The government has been developing its capacity for environmental DNA monitoring since about 2013, but interest is picking up. The technology was the subject of a recent meeting between the department’s managers at various levels from across the country, in which they discussed how best to apply it.
“The collection of eDNA is relatively straightforward,” Robert Bajno, a Fisheries and Oceans scientist developing the technology in Winnipeg, told The Narwhal.
“Anyone, with a little training, can take a sample.”
All that’s needed in the field is a clean bag — the bulk of the technical work is done in the lab.
That means it’s perfect for community-based monitoring.
Old knowledge; new questions
Dunmall’s work isn’t all high-tech, though. Much of her research relies on traditional knowledge.
“Whenever I can, I talk to people about salmon. And people tell me, especially in the Mackenzie communities, that, ‘we’ve harvested salmon forever, why are we now collecting information about them? This isn’t new,’ ” she says.
Some Indigenous languages along the Mackenzie river have words for salmon, but not all. And among those that have a word for the fish, it’s only chum that is named; Dunmall doesn’t know of any local Indigenous words for chinook or coho salmon.
“But then all the other species of salmon started showing up,” she says.
One of the things she learned was that every so often, there would be years when big pulses of chum salmon would show up in the communities of the Mackenzie River. Those years are becoming more frequent.
By comparing the traditional knowledge coming from the communities with the results she’s seeing now, Dunmall is piecing together what looks like a steady yet substantial change in the species makeup of Arctic fish populations.
That change could, in turn, help or hinder existing and future fishing economies, especially if the salmon are competing with or preying on other similar fish like Arctic char.
There is also the question of how the increasing numbers of salmon affect the predators (like wolves, eagles, bears or other fish) and prey the growing population interact with.
By cutting open their stomachs, Dunmall has determined the fish are eating when they approach the river, though it is thought that when they enter the freshwater, like other salmon, they stop eating.
That has led to a slew of other questions.

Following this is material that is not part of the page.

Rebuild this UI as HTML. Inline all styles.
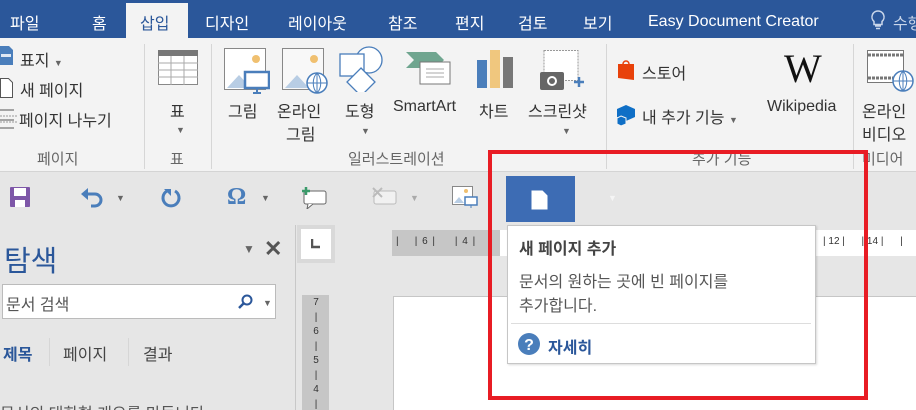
<!DOCTYPE html>
<html><head><meta charset="utf-8"><style>
*{margin:0;padding:0;box-sizing:border-box}
html,body{width:916px;height:410px;overflow:hidden}
body{background:#e6e6e6;font-family:"Liberation Sans","Noto Sans CJK KR",sans-serif;position:relative;color:#444}
.a{position:absolute;white-space:nowrap}
.tab{color:#fff;font-size:16px;top:10px}
.rb{font-size:16px;color:#333}
.gl{font-size:15px;color:#666;top:148px}
.sep{position:absolute;width:1px;background:#d6d6d6;top:44px;height:125px}
.car{font-size:9px;color:#666}
</style></head><body>
<div class="a" style="left:0;top:0;width:916px;height:38px;background:#2b579a"></div>
<div class="a" style="left:126px;top:3px;width:62px;height:36px;background:#f3f3f3"></div>
<div class="a tab" style="left:10px">파일</div>
<div class="a tab" style="left:92px">홈</div>
<div class="a tab" style="left:140px;color:#2b579a">삽입</div>
<div class="a tab" style="left:205px">디자인</div>
<div class="a tab" style="left:288px">레이아웃</div>
<div class="a tab" style="left:388px">참조</div>
<div class="a tab" style="left:455px">편지</div>
<div class="a tab" style="left:518px">검토</div>
<div class="a tab" style="left:583px">보기</div>
<div class="a tab" style="left:648px;top:13px">Easy Document Creator</div>
<svg class="a" style="left:870px;top:10px" width="16" height="20"><path d="M8 1a6 6 0 0 0-4 10.5v3h8v-3A6 6 0 0 0 8 1zM5 16h6M6 18.5h4" fill="none" stroke="#c9d6ea" stroke-width="1.5"/></svg>
<div class="a tab" style="left:893px;color:#c9d6ea">수행</div>
<div class="a" style="left:0;top:38px;width:916px;height:134px;background:#f3f3f3;border-bottom:1px solid #d4d4d4"></div>
<div class="sep" style="left:144px"></div><div class="sep" style="left:211px"></div><div class="sep" style="left:606px"></div><div class="sep" style="left:853px"></div>
<svg class="a" style="left:0;top:46px" width="14" height="20"><path d="M0 0h9l4 4v15H0z" fill="#4a7ebb"/><rect x="1" y="8" width="10" height="3" fill="#dfe8f3"/></svg>
<div class="a rb" style="left:20px;top:47px">표지 <span class="car">▼</span></div>
<svg class="a" style="left:0;top:78px" width="14" height="20"><path d="M0.5 .5h8l4 4v15H.5z" fill="#fff" stroke="#555"/></svg>
<div class="a rb" style="left:20px;top:77px">새 페이지</div>
<svg class="a" style="left:0;top:108px" width="18" height="22"><path d="M0 2h14M0 12h14M0 20h14" stroke="#555"/><path d="M0 8h18M0 14h18" stroke="#999" stroke-dasharray="2 1"/></svg>
<div class="a rb" style="left:19px;top:107px">페이지 나누기</div>
<div class="a gl" style="left:37px">페이지</div>
<svg class="a" style="left:158px;top:50px" width="40" height="36"><rect x=".5" y=".5" width="39" height="34" fill="#fff" stroke="#888"/><rect x="0" y="0" width="40" height="6" fill="#777"/><path d="M0 13h40M0 20h40M0 27h40M13 6v29M26 6v29" stroke="#aaa"/></svg>
<div class="a rb" style="left:170px;top:98px">표</div>
<div class="a car" style="left:176px;top:125px">▼</div>
<div class="a gl" style="left:170px">표</div>
<svg class="a" style="left:224px;top:48px" width="46" height="46"><rect x=".5" y=".5" width="41" height="41" fill="#fff" stroke="#888"/><circle cx="32" cy="11" r="4" fill="#f0c070"/><path d="M3 40l12-13 12 13z" fill="#b8cde4"/><rect x="21" y="24" width="24" height="16" fill="#fff" stroke="#4a7ebb" stroke-width="2.5"/><path d="M33 40v4M29 45h8" stroke="#4a7ebb" stroke-width="2"/></svg>
<svg class="a" style="left:282px;top:48px" width="46" height="46"><rect x=".5" y=".5" width="41" height="41" fill="#f8f8f8" stroke="#888"/><circle cx="32" cy="11" r="4" fill="#f0c070"/><path d="M3 40l12-13 12 13z" fill="#b8cde4"/><circle cx="35" cy="35" r="10" fill="#fff" stroke="#4a7ebb" stroke-width="1.5"/><path d="M25 35h20M35 25v20M35 25c-5 5-5 15 0 20M35 25c5 5 5 15 0 20" fill="none" stroke="#4a7ebb"/></svg>
<svg class="a" style="left:339px;top:46px" width="46" height="46"><circle cx="30" cy="14" r="13" fill="#fff" stroke="#4a7ebb" stroke-width="1.3"/><rect x="1" y="8" width="24" height="22" fill="#fff" stroke="#4a7ebb" stroke-width="1.3"/><path d="M22 22l14 14-14 14-14-14z" fill="#fff" stroke="#4a7ebb" stroke-width="1.3"/></svg>
<svg class="a" style="left:406px;top:50px" width="46" height="38"><path d="M0 2h30l8 8-8 8H0l8-8z" fill="#6fa58f"/><rect x="14" y="12" width="30" height="22" fill="#fff" stroke="#777"/><path d="M20 19h18M20 23h18M20 27h18" stroke="#aaa"/></svg>
<svg class="a" style="left:476px;top:48px" width="40" height="42"><rect x="1" y="12" width="10" height="28" fill="#4a7ebb"/><rect x="14" y="2" width="10" height="38" fill="#f0c77e"/><rect x="27" y="9" width="10" height="31" fill="#777"/></svg>
<svg class="a" style="left:540px;top:50px" width="46" height="42"><rect x="4" y=".5" width="34" height="30" fill="#fff" stroke="#999" stroke-dasharray="2 1"/><rect x="0" y="22" width="24" height="18" rx="2" fill="#666"/><circle cx="12" cy="31" r="5" fill="#fff"/><circle cx="12" cy="31" r="3" fill="#666"/><path d="M34 32h10M39 27v10" stroke="#4a7ebb" stroke-width="2.5"/></svg>
<div class="a rb" style="left:228px;top:98px">그림</div>
<div class="a rb" style="left:277px;top:98px">온라인</div>
<div class="a rb" style="left:286px;top:121px">그림</div>
<div class="a rb" style="left:345px;top:98px">도형</div>
<div class="a car" style="left:361px;top:126px">▼</div>
<div class="a rb" style="left:393px;top:98px">SmartArt</div>
<div class="a rb" style="left:479px;top:98px">차트</div>
<div class="a rb" style="left:528px;top:98px">스크린샷</div>
<div class="a car" style="left:562px;top:126px">▼</div>
<div class="a gl" style="left:348px">일러스트레이션</div>
<svg class="a" style="left:616px;top:58px" width="20" height="24"><path d="M7 6a3 3 0 0 1 6 0" fill="none" stroke="#e8410a" stroke-width="1.5"/><path d="M2 6h16v16l-16-2z" fill="#e8410a"/></svg>
<div class="a rb" style="left:642px;top:60px">스토어</div>
<svg class="a" style="left:616px;top:104px" width="22" height="22"><path d="M10 1l9 4v8l-9 4-9-4V5z" fill="#0f6fc6"/><path d="M5 12l5 2v6l-5 2-4-2v-6z" fill="#0f6fc6" stroke="#f3f3f3"/></svg>
<div class="a rb" style="left:642px;top:104px">내 추가 기능 <span class="car">▼</span></div>
<div class="a" style="left:784px;top:45px;font-family:'Liberation Serif',serif;font-size:40px;color:#111;letter-spacing:-3px">W</div>
<div class="a rb" style="left:767px;top:98px">Wikipedia</div>
<div class="a gl" style="left:692px">추가 기능</div>
<svg class="a" style="left:867px;top:50px" width="49" height="42"><rect x=".5" y=".5" width="36" height="32" fill="#fff" stroke="#777"/><path d="M1 5h36M1 28h36" stroke="#777" stroke-dasharray="3 1" stroke-width="3"/><circle cx="36" cy="31" r="10" fill="#fff" stroke="#4a7ebb" stroke-width="1.5"/><path d="M26 31h20M36 21v20M36 21c-5 5-5 15 0 20M36 21c5 5 5 15 0 20" fill="none" stroke="#4a7ebb"/></svg>
<div class="a rb" style="left:862px;top:98px">온라인</div>
<div class="a rb" style="left:862px;top:121px">비디오</div>
<div class="a gl" style="left:862px">미디어</div>
<svg class="a" style="left:10px;top:187px" width="20" height="20"><rect width="20" height="20" rx="1" fill="#7e57a8"/><rect x="4" y="1" width="12" height="8" fill="#fff"/><rect x="5" y="13" width="10" height="7" fill="#fff"/></svg>
<svg class="a" style="left:80px;top:186px" width="24" height="22"><path d="M5 8h10a6 6 0 0 1 0 12h-4" fill="none" stroke="#4a7ebb" stroke-width="3"/><path d="M1 8l7-6v12z" fill="#4a7ebb"/></svg>
<div class="a car" style="left:116px;top:193px">▼</div>
<svg class="a" style="left:160px;top:188px" width="22" height="22"><path d="M7 3a8 8 0 1 0 8 0" fill="none" stroke="#4a7ebb" stroke-width="3"/><path d="M4 1h7v7z" fill="#4a7ebb"/></svg>
<div class="a" style="left:227px;top:184px;font-size:24px;color:#4a7ebb;font-family:'Liberation Serif',serif;font-weight:bold">Ω</div>
<div class="a car" style="left:261px;top:193px">▼</div>
<svg class="a" style="left:302px;top:187px" width="26" height="22"><rect x="2" y="4" width="22" height="13" rx="2" fill="#fff" stroke="#666"/><path d="M6 17l-1 5 6-5" fill="#fff" stroke="#666"/><path d="M4 0v8M0 4h8" stroke="#3a9a6a" stroke-width="2.5"/></svg>
<svg class="a" style="left:372px;top:187px" width="26" height="22" opacity=".45"><rect x="2" y="4" width="22" height="13" rx="2" fill="#fff" stroke="#888"/><path d="M1 1l9 9M10 1l-9 9" stroke="#888" stroke-width="2"/></svg>
<div class="a car" style="left:410px;top:193px;color:#aaa">▼</div>
<svg class="a" style="left:452px;top:186px" width="26" height="24"><rect x=".5" y=".5" width="20" height="18" fill="#fff" stroke="#888"/><path d="M2 17l5-6 5 6z" fill="#b8cde4"/><circle cx="14" cy="5" r="2" fill="#f0c070"/><rect x="13" y="11" width="12" height="8" fill="#fff" stroke="#4a7ebb" stroke-width="1.5"/><path d="M19 19v3" stroke="#4a7ebb"/></svg>
<div class="a" style="left:506px;top:176px;width:69px;height:46px;background:#3d6cb4"></div>
<svg class="a" style="left:531px;top:190px" width="18" height="20"><path d="M.5.5h11l5 5v14H.5z" fill="#fff"/></svg>
<div class="a car" style="left:608px;top:193px;color:#f5f5f5">▼</div>
<div class="a" style="left:295px;top:225px;width:1px;height:185px;background:#c8c8c8"></div>
<div class="a" style="left:4px;top:238px;font-size:29px;color:#2b579a">탐색</div>
<div class="a" style="left:243px;top:242px;font-size:12px;color:#666">▼</div>
<div class="a" style="left:264px;top:236px;font-size:22px;color:#555;font-weight:bold">✕</div>
<div class="a" style="left:2px;top:284px;width:274px;height:35px;background:#fff;border:1px solid #bbb"></div>
<div class="a" style="left:6px;top:291px;font-size:16px;color:#555">문서 검색</div>
<svg class="a" style="left:238px;top:294px" width="16" height="16"><circle cx="9" cy="6" r="4.5" fill="none" stroke="#2b579a" stroke-width="2"/><path d="M6 9l-5 5" stroke="#2b579a" stroke-width="2.5"/></svg>
<div class="a car" style="left:263px;top:298px">▼</div>
<div class="a" style="left:3px;top:341px;font-size:16px;color:#2b579a;font-weight:bold">제목</div>
<div class="a" style="left:49px;top:338px;width:1px;height:28px;background:#d6d6d6"></div>
<div class="a" style="left:63px;top:341px;font-size:16px;color:#444">페이지</div>
<div class="a" style="left:128px;top:338px;width:1px;height:28px;background:#d6d6d6"></div>
<div class="a" style="left:143px;top:341px;font-size:16px;color:#444">결과</div>
<div class="a" style="left:0;top:400px;font-size:16px;color:#555">문서의 대화형 개요를 만듭니다</div>
<div class="a" style="left:297px;top:225px;width:38px;height:38px;background:#d9d9d9"></div>
<div class="a" style="left:301px;top:229px;width:30px;height:30px;background:#fff"></div>
<svg class="a" style="left:311px;top:239px" width="10" height="10"><path d="M1 0v8h8" fill="none" stroke="#555" stroke-width="2.5"/></svg>
<div class="a" style="left:392px;top:230px;width:524px;height:26px;background:#c6c6c6"></div>
<div class="a" style="left:500px;top:230px;width:416px;height:26px;background:#fff"></div>
<div class="a" style="left:396px;top:236px;font-size:10px;color:#333;letter-spacing:1px">|&nbsp;&nbsp;&nbsp;&nbsp;| 6 |&nbsp;&nbsp;&nbsp;&nbsp;&nbsp;| 4 |</div>
<div class="a" style="left:823px;top:236px;font-size:10px;color:#333">| 12 |&nbsp;&nbsp;&nbsp;&nbsp;&nbsp;&nbsp;| 14 |&nbsp;&nbsp;&nbsp;&nbsp;&nbsp;&nbsp;|</div>
<div class="a" style="left:302px;top:295px;width:27px;height:115px;background:#c6c6c6"></div>
<div class="a" style="left:312px;top:296px;font-size:10px;color:#333;line-height:14.5px;width:8px;white-space:normal;text-align:center">7<br>|<br>6<br>|<br>5<br>|<br>4<br>|</div>
<div class="a" style="left:393px;top:296px;width:523px;height:114px;background:#fff;border-left:1px solid #c6c6c6;border-top:1px solid #c6c6c6"></div>
<div class="a" style="left:507px;top:225px;width:309px;height:139px;background:#fff;border:1px solid #c6c6c6;box-shadow:1px 1px 2px rgba(0,0,0,.15)"></div>
<div class="a" style="left:519px;top:235px;font-size:16px;font-weight:bold;color:#444">새 페이지 추가</div>
<div class="a" style="left:519px;top:271px;font-size:16px;color:#555;line-height:24px">문서의 원하는 곳에 빈 페이지를<br>추가합니다.</div>
<div class="a" style="left:511px;top:323px;width:300px;height:1px;background:#ddd"></div>
<svg class="a" style="left:518px;top:333px" width="22" height="22"><circle cx="11" cy="11" r="11" fill="#4a7ebb"/><text x="11" y="17" font-size="16" font-weight="bold" fill="#fff" text-anchor="middle" font-family="Liberation Sans">?</text></svg>
<div class="a" style="left:548px;top:334px;font-size:16px;font-weight:bold;color:#2b579a">자세히</div>
<div class="a" style="left:488px;top:150px;width:380px;height:250px;border:4px solid #e81c24"></div>
</body></html>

“Are they eating the same things as other fish in the area? Are they eating other fish in the area?” she asks.
Further, the scientists aren’t even sure yet where the salmon are spending their lives. That question isn’t impossible to answer: a bone in the inner ear of fish, called the otolith, picks up telltale chemicals throughout the fish’s life that can be used to retrace its path through the ocean.
Analyzing the otoliths she’s collecting is another future project on Dunmall’s mind.
Wherever the fish are coming from, they are showing up in more of the Arctic than ever before.
Pacific species have been found as far east as Cambridge Bay, while Atlantic salmon have been making their way northwest through Nunavut.
Continuing change in the Arctic climate could further accelerate the incursions of the new fish. Scientists say before long, Arctic fish stocks will likely look more and more like southern ones, and the ecosystems and people that exist there today will have to reckon with the consequences.